X

Huawei Reveals Unrealistic Expectations For New Kirin 980 Chip

In short: Huawei and its subsidiary HiSilicon have what appear to be highly unrealistic expectations for the new Kirin 980 chip; during a press brief in Dubai, the Chinese manufacturer told reporters it expects the recently announced module to outperform the A12 Bionic, Apple’s latest silicon powering the newly released iPhones. The company’s representatives did not elaborate on the matter, having only suggested the upcoming Mate 20 — the first handset lineup powered by the new system-on-chip — will mark the start of another, massively improved smartphone generation. AndroidHeadlines reached out to Huawei for clarification on the backing behind those ambitious claims but has yet to hear back.
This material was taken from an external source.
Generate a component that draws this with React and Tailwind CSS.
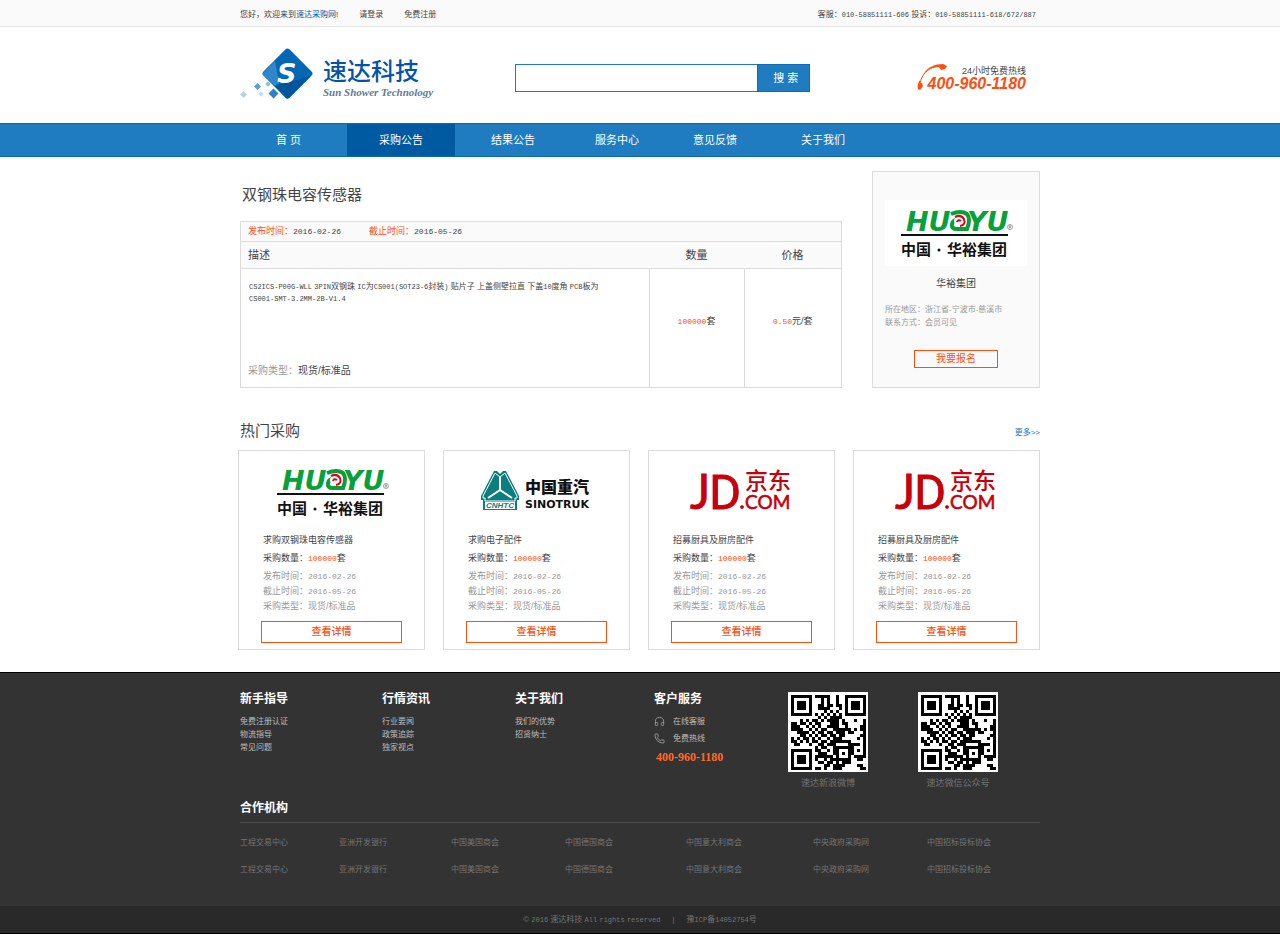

Background: Announced at this year’s IFA trade show in Berlin, the Kirin 980 debuted as the world’s first chip manufactured on a 7nm process node, as well as the most powerful such silicon on the planet. Apple’s A12 Bionic still beat it to the market as the new iPhones are already available for purchase as of last week and have set record-high benchmark results, much like virtually every previous generation of the Cupertino-based tech giant’s chips. The initial synthetic benchmark scores of select HiSilicon chips were also the subject of some controversy earlier this summer after it came to light that both Huawei and Honor manipulated such testing tools. The claim that the Kirin 980 rivals or even outperforms the A12 Bionic may be based on the fact that both contain approximately 6.9 billion transistors, though Apple historically delivered much more optimized chips, which seems to be the case this year as well. HiSilicon’s offering may have a shout in the artificial intelligence department given how it features two neural processing units dedicated to on-device AI computing, twice as much as the Kirin 970 had.

Impact: Huawei’s claim that the Kirin 980 will outpace the A12 Bionic is likely marketing talk referring to some highly specific use case(s) as the performance gap between Apple’s chips and those used by Android device manufacturers is still sizeable given how the former has the luxury of only having to optimize its silicon for a small number of handsets every year. Huawei may elaborate on the matter on October 16 when the Mate 20 series powered by the newly introduced silicon is scheduled to be officially announced.